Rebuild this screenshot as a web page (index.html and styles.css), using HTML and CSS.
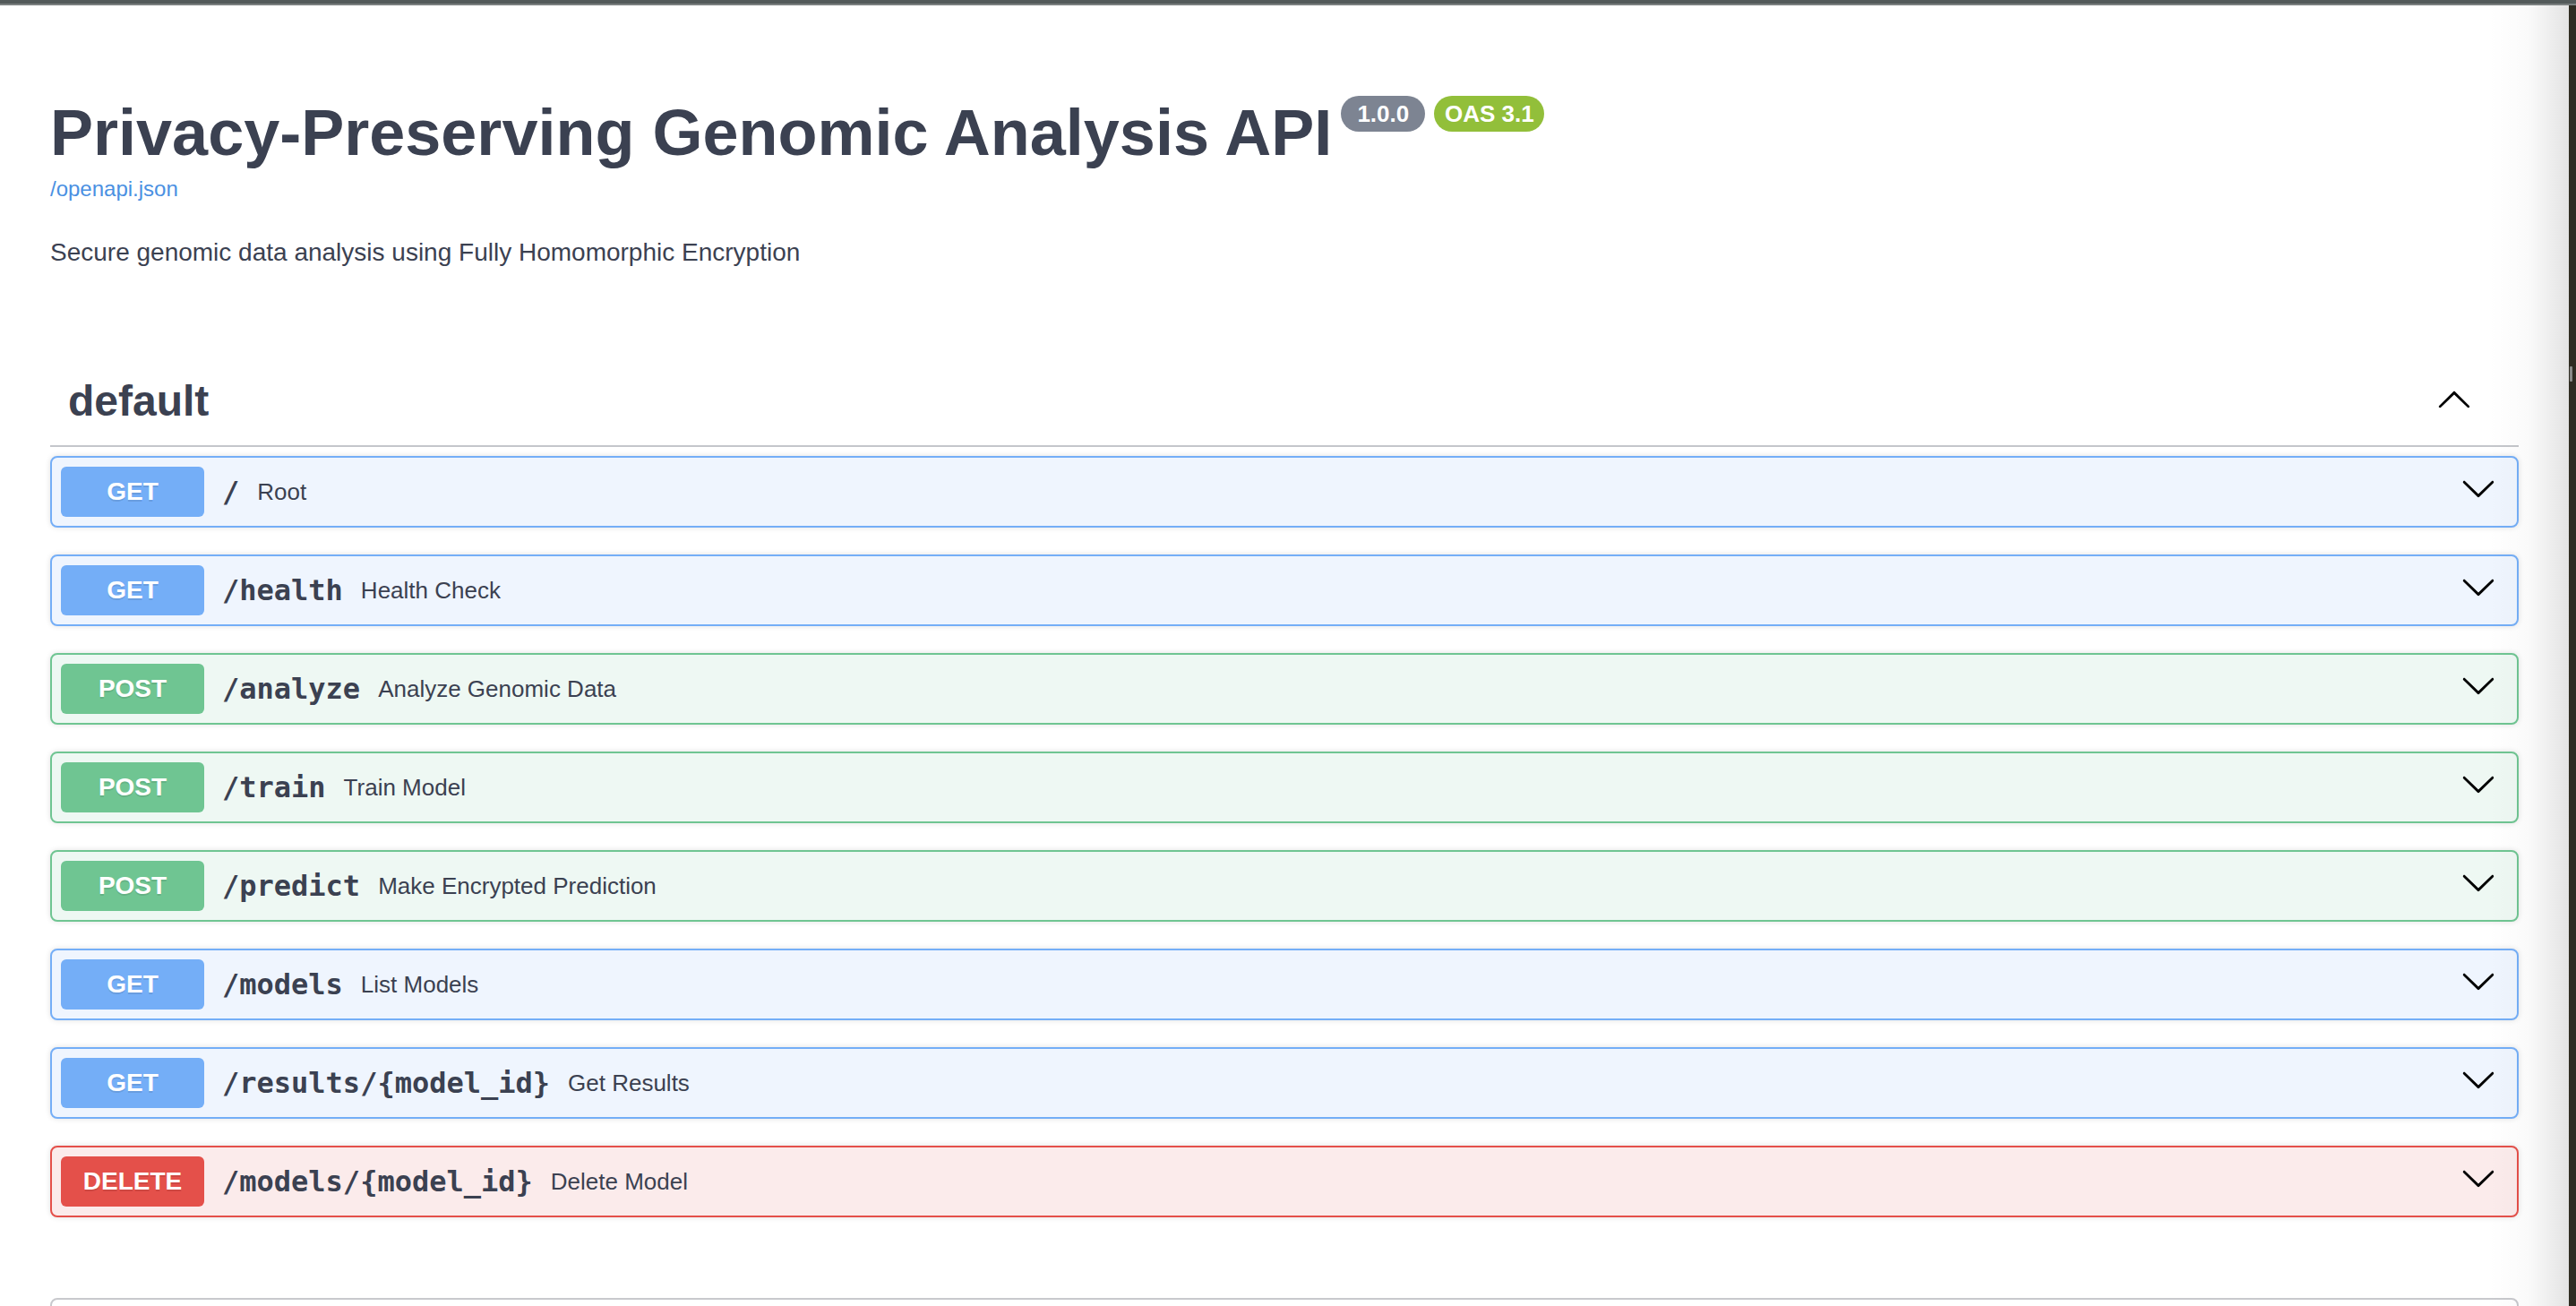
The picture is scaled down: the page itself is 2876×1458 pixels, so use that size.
FILE: index.html
```html
<!DOCTYPE html>
<html lang="en">
<head>
<meta charset="utf-8">
<title>Privacy-Preserving Genomic Analysis API - Swagger UI</title>
<link rel="stylesheet" href="styles.css">
</head>
<body>
<div class="topbar"></div>
<div class="window">
  <div class="page">
    <div class="wrapper">
      <header class="info">
        <div class="title-row">
          <h1 class="title">Privacy-Preserving Genomic Analysis API</h1>
          <span class="badge badge-version">1.0.0</span>
          <span class="badge badge-oas">OAS 3.1</span>
        </div>
        <a class="url" href="#">/openapi.json</a>
        <p class="description">Secure genomic data analysis using Fully Homomorphic Encryption</p>
      </header>

      <section class="tag-section">
        <div class="tag-header">
          <h3 class="tag-name">default</h3>
          <svg class="tag-arrow" viewBox="0 0 20 20" aria-hidden="true"><path d="M17.418 14.908c.272.268.709.268.979 0s.271-.701 0-.969l-7.908-7.83c-.27-.268-.707-.268-.979 0l-7.908 7.83c-.27.268-.27.701 0 .969.271.268.709.268.979 0L10 7.767l7.418 7.141z"/></svg>
        </div>

        <div class="opblock get">
          <span class="method">GET</span>
          <span class="path">/</span>
          <span class="summary">Root</span>
          <svg class="arrow" viewBox="0 0 20 20" aria-hidden="true"><path d="M17.418 6.109c.272-.268.709-.268.979 0s.271.701 0 .969l-7.908 7.83c-.27.268-.707.268-.979 0l-7.908-7.83c-.27-.268-.27-.701 0-.969.271-.268.709-.268.979 0L10 13.25l7.418-7.141z"/></svg>
        </div>

        <div class="opblock get">
          <span class="method">GET</span>
          <span class="path">/health</span>
          <span class="summary">Health Check</span>
          <svg class="arrow" viewBox="0 0 20 20" aria-hidden="true"><path d="M17.418 6.109c.272-.268.709-.268.979 0s.271.701 0 .969l-7.908 7.83c-.27.268-.707.268-.979 0l-7.908-7.83c-.27-.268-.27-.701 0-.969.271-.268.709-.268.979 0L10 13.25l7.418-7.141z"/></svg>
        </div>

        <div class="opblock post">
          <span class="method">POST</span>
          <span class="path">/analyze</span>
          <span class="summary">Analyze Genomic Data</span>
          <svg class="arrow" viewBox="0 0 20 20" aria-hidden="true"><path d="M17.418 6.109c.272-.268.709-.268.979 0s.271.701 0 .969l-7.908 7.83c-.27.268-.707.268-.979 0l-7.908-7.83c-.27-.268-.27-.701 0-.969.271-.268.709-.268.979 0L10 13.25l7.418-7.141z"/></svg>
        </div>

        <div class="opblock post">
          <span class="method">POST</span>
          <span class="path">/train</span>
          <span class="summary">Train Model</span>
          <svg class="arrow" viewBox="0 0 20 20" aria-hidden="true"><path d="M17.418 6.109c.272-.268.709-.268.979 0s.271.701 0 .969l-7.908 7.83c-.27.268-.707.268-.979 0l-7.908-7.83c-.27-.268-.27-.701 0-.969.271-.268.709-.268.979 0L10 13.25l7.418-7.141z"/></svg>
        </div>

        <div class="opblock post">
          <span class="method">POST</span>
          <span class="path">/predict</span>
          <span class="summary">Make Encrypted Prediction</span>
          <svg class="arrow" viewBox="0 0 20 20" aria-hidden="true"><path d="M17.418 6.109c.272-.268.709-.268.979 0s.271.701 0 .969l-7.908 7.83c-.27.268-.707.268-.979 0l-7.908-7.83c-.27-.268-.27-.701 0-.969.271-.268.709-.268.979 0L10 13.25l7.418-7.141z"/></svg>
        </div>

        <div class="opblock get">
          <span class="method">GET</span>
          <span class="path">/models</span>
          <span class="summary">List Models</span>
          <svg class="arrow" viewBox="0 0 20 20" aria-hidden="true"><path d="M17.418 6.109c.272-.268.709-.268.979 0s.271.701 0 .969l-7.908 7.83c-.27.268-.707.268-.979 0l-7.908-7.83c-.27-.268-.27-.701 0-.969.271-.268.709-.268.979 0L10 13.25l7.418-7.141z"/></svg>
        </div>

        <div class="opblock get">
          <span class="method">GET</span>
          <span class="path">/results/{model_id}</span>
          <span class="summary">Get Results</span>
          <svg class="arrow" viewBox="0 0 20 20" aria-hidden="true"><path d="M17.418 6.109c.272-.268.709-.268.979 0s.271.701 0 .969l-7.908 7.83c-.27.268-.707.268-.979 0l-7.908-7.83c-.27-.268-.27-.701 0-.969.271-.268.709-.268.979 0L10 13.25l7.418-7.141z"/></svg>
        </div>

        <div class="opblock delete">
          <span class="method">DELETE</span>
          <span class="path">/models/{model_id}</span>
          <span class="summary">Delete Model</span>
          <svg class="arrow" viewBox="0 0 20 20" aria-hidden="true"><path d="M17.418 6.109c.272-.268.709-.268.979 0s.271.701 0 .969l-7.908 7.83c-.27.268-.707.268-.979 0l-7.908-7.83c-.27-.268-.27-.701 0-.969.271-.268.709-.268.979 0L10 13.25l7.418-7.141z"/></svg>
        </div>
      </section>

      <section class="models"></section>
    </div>
    <div class="edge-shade"></div>
  </div>
  <div class="scroll-strip"><div class="thumb"></div></div>
</div>
</body>
</html>
```

FILE: styles.css
```css
html, body {
  margin: 0;
  padding: 0;
  height: 100%;
  overflow: hidden;
  background: #ffffff;
}

body {
  font-family: "Liberation Sans", Arial, Helvetica, sans-serif;
  color: #3b4151;
  display: flex;
  flex-direction: column;
}

.topbar {
  height: 4px;
  background: #535a5a;
  border-bottom: 2px solid #7b8080;
  flex: none;
}

.window {
  flex: 1;
  display: flex;
  min-height: 0;
}

.page {
  flex: 1;
  min-width: 0;
  position: relative;
  overflow: hidden;
}

.wrapper {
  padding: 0 56px;
  display: flex;
  flex-direction: column;
}

/* ---------- info ---------- */
.info {
  display: flex;
  flex-direction: column;
  align-items: flex-start;
}

.title-row {
  display: flex;
  align-items: flex-start;
  margin-top: 101px;
}

.title {
  margin: 0;
  font-size: 72px;
  line-height: 82px;
  font-weight: 700;
  color: #3b4151;
}

.badge {
  height: 40px;
  line-height: 40px;
  border-radius: 20px;
  color: #ffffff;
  font-size: 26px;
  font-weight: 700;
  text-align: center;
  margin-left: 10px;
  box-sizing: border-box;
}

.badge-version {
  width: 94px;
  background: #7d8492;
}

.badge-oas {
  width: 123px;
  background: #92bf3a;
}

.url {
  margin-top: 8px;
  font-size: 24px;
  line-height: 28px;
  color: #4a90e2;
  text-decoration: none;
}

.description {
  margin: 37px 0 0;
  font-size: 28px;
  line-height: 40px;
  color: #3b4151;
}

/* ---------- tag ---------- */
.tag-section {
  display: flex;
  flex-direction: column;
  margin-top: 98px;
}

.tag-header {
  display: flex;
  align-items: center;
  padding: 20px 52px 21px 20px;
  border-bottom: 2px solid #c4c6cb;
  margin-bottom: 10px;
}

.tag-name {
  flex: 1;
  margin: 0;
  font-size: 48px;
  line-height: 56px;
  font-weight: 700;
  color: #3b4151;
}

.tag-arrow {
  width: 40px;
  height: 40px;
  fill: #000000;
  margin-bottom: 6px;
}

/* ---------- operations ---------- */
.opblock {
  display: flex;
  align-items: center;
  border: 2px solid;
  border-radius: 8px;
  padding: 10px;
  margin-bottom: 30px;
  box-shadow: 0 0 6px rgba(0, 0, 0, 0.12);
}

.method {
  flex: none;
  min-width: 160px;
  padding: 12px 0;
  border-radius: 6px;
  font-size: 28px;
  line-height: 32px;
  font-weight: 700;
  color: #ffffff;
  text-align: center;
  text-shadow: 0 2px 0 rgba(0, 0, 0, 0.1);
}

.path {
  padding: 0 20px;
  font-family: "DejaVu Sans Mono", "Liberation Mono", monospace;
  font-size: 32px;
  line-height: 40px;
  font-weight: 700;
  color: #3b4151;
}

.summary {
  flex: 1;
  font-size: 26px;
  line-height: 32px;
  color: #3b4151;
}

.arrow {
  flex: none;
  width: 40px;
  height: 40px;
  fill: #000000;
  margin-right: 13px;
  margin-bottom: 8px;
}

.opblock.get {
  background: #eff5fe;
  border-color: #74aef7;
}
.opblock.get .method {
  background: #74aef7;
}

.opblock.post {
  background: #eef8f3;
  border-color: #6fc592;
}
.opblock.post .method {
  background: #6fc592;
}

.opblock.delete {
  background: #fbebeb;
  border-color: #e4504a;
}
.opblock.delete .method {
  background: #e4504a;
}

/* ---------- models ---------- */
.models {
  margin-top: 60px;
  height: 200px;
  border: 2px solid #c8c9cd;
  border-radius: 8px;
}

/* ---------- window chrome ---------- */
.edge-shade {
  position: absolute;
  top: 0;
  right: 0;
  bottom: 0;
  width: 90px;
  pointer-events: none;
  background: linear-gradient(to right, rgba(0, 0, 0, 0) 0%, rgba(0, 0, 0, 0.02) 50%, rgba(0, 0, 0, 0.11) 100%);
}

.scroll-strip {
  flex: none;
  width: 8px;
  background: #2f2c22;
  padding-top: 403px;
  box-sizing: border-box;
}

.thumb {
  width: 3px;
  height: 17px;
  margin-left: 1px;
  background: #8a8a88;
  border-radius: 1px;
}
```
____________
(Written problem) Count every line in the data that contains the word "styles", then give that count and nothing else.

(Reply to the task) 3